Rain and LED displays don't mix — unless you've done the right prep work. A sudden downpour can turn a perfectly functional screen into a dead, short-circuited mess in minutes. Water gets into the cabinet, hits the circuit boards, and corrosion starts almost immediately. Most operators don't think about waterproofing until after the first failure. By then, it's already expensive.
The truth is, waterproofing an LED display isn't about buying a fancy enclosure. It's about understanding where water actually gets in, how it moves inside the cabinet, and what you can do to stop it before it reaches the electronics.
Most people assume water comes in from the front — the face of the display. That's rarely the case. The front has a bezel, a gasket, and a slightly recessed module surface. Water hits the face and mostly runs off. The real entry points are the places nobody checks.
Gravity does the work here. Rainwater pools at the base of the cabinet, seeps through the bottom seal, and creeps upward along the rear wall. Over time, it reaches the driver boards and power supplies sitting at the bottom of the cabinet. Most outdoor displays fail from the bottom up — not because of a bad module, but because water found its way in through a compromised bottom gasket.
Check the bottom seal every month. Look for compression marks, cracks, or areas where the gasket has pulled away from the frame. Even a 2mm gap is enough for water to enter during a heavy storm.
Every cable that enters the cabinet — power cables, data cables, sensor wires — creates a penetration point. If those entry points aren't sealed with proper gland fittings or silicone, water follows the cable inside like a wick. This is especially common with HDMI or Ethernet cables that pass through the back panel. The cable itself acts as a channel, pulling moisture deep into the cabinet where it pools around the receiver cards.
Use cable glands with IP68 ratings on every entry point. Apply silicone sealant around the cable where it meets the gland. Re-seal annually, especially after winter, when silicone degrades faster.
Timing matters more than equipment. What you do in the hours around a rain event determines whether water touches your electronics or just runs off the surface.
This sounds obvious, but most operators don't do it. When a display is powered on, the internal components generate heat. That heat creates a slight vacuum effect inside the cabinet, which actually pulls air — and moisture — inward through any tiny gap. A powered-off display doesn't create that vacuum. Water is far less likely to penetrate a cold, unpowered cabinet.

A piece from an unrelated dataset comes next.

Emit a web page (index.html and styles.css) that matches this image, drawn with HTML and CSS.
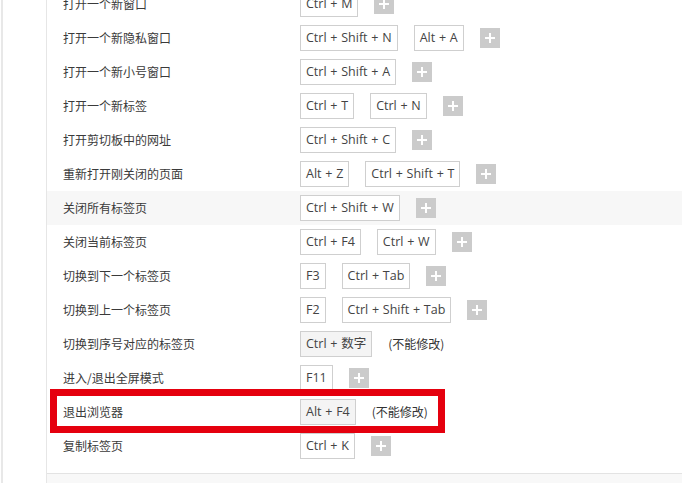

If you know a storm is coming, shut the display down at least 30 minutes before the rain starts. Let the cabinet cool to ambient temperature. This alone reduces moisture ingress dramatically.
This is the mistake that kills more displays than actual water damage. Operators see the rain stop, flip the switch, and watch the screen flicker and die. What happened? Condensation. The cabinet walls are still wet and cold. When power hits the boards, the components heat up rapidly, and the moisture on the surfaces turns to vapor — then condenses on the coldest parts, which are usually the driver ICs and connector pins.
Wait at least 2 to 4 hours after rain stops before powering on. If you can't wait, use a low-heat fan to dry the interior first. Never use a heat gun — the rapid temperature change can crack solder joints.
Most outdoor displays are mounted flat or with a slight tilt. In heavy rain, flat mounting means water sits on the bezel and slowly finds its way in. Tilting the display 5 to 10 degrees forward — so the face angles slightly away from vertical — lets water run off the bezel instead of pooling. This simple adjustment reduces water exposure at the seams by a significant margin.
For ground-mounted displays, make sure the base isn't sitting in a depression where water collects. Even a small puddle at the base will eventually find its way inside.
Waterproofing isn't a one-time task. It's a routine. The displays that survive years of rain exposure aren't luckier — they're maintained better.
Silicone and rubber gaskets degrade under UV exposure, temperature cycling, and ozone. A gasket that was tight in spring can be loose and cracked by autumn. Inspect every gasket on the display — front bezel, rear panel, bottom seam, and door seals — twice a year. Replace anything that's hardened, cracked, or compressed beyond its original shape.
When applying new sealant, use a neutral-cure silicone, not an acid-cure. Acid-cure silicone releases acetic acid as it cures, which corrodes aluminum frames and connector pins over time. Neutral-cure is safer for metal components.
Most outdoor LED cabinets have small drainage holes at the bottom. These are easy to ignore — and easy to clog. Dust, debris, and insect nests block those holes, turning the cabinet into a bowl that collects water instead of shedding it. Check the drainage holes every month. Clear any blockage with a thin wire or compressed air. Make sure water can actually exit the cabinet, not just enter it.
Don't wait for visible damage to show up. After any heavy rain event, power on the display and run a full-screen color test — red, green, blue, white, black. Look for color patches, flickering rows, or dim areas. These are early signs of moisture inside the cabinet. Catching it within 24 hours means you can dry out the board and save it. Waiting a week means corrosion has already started, and the damage is permanent.
Run this test even if the display looks fine. Water damage is invisible until it isn't.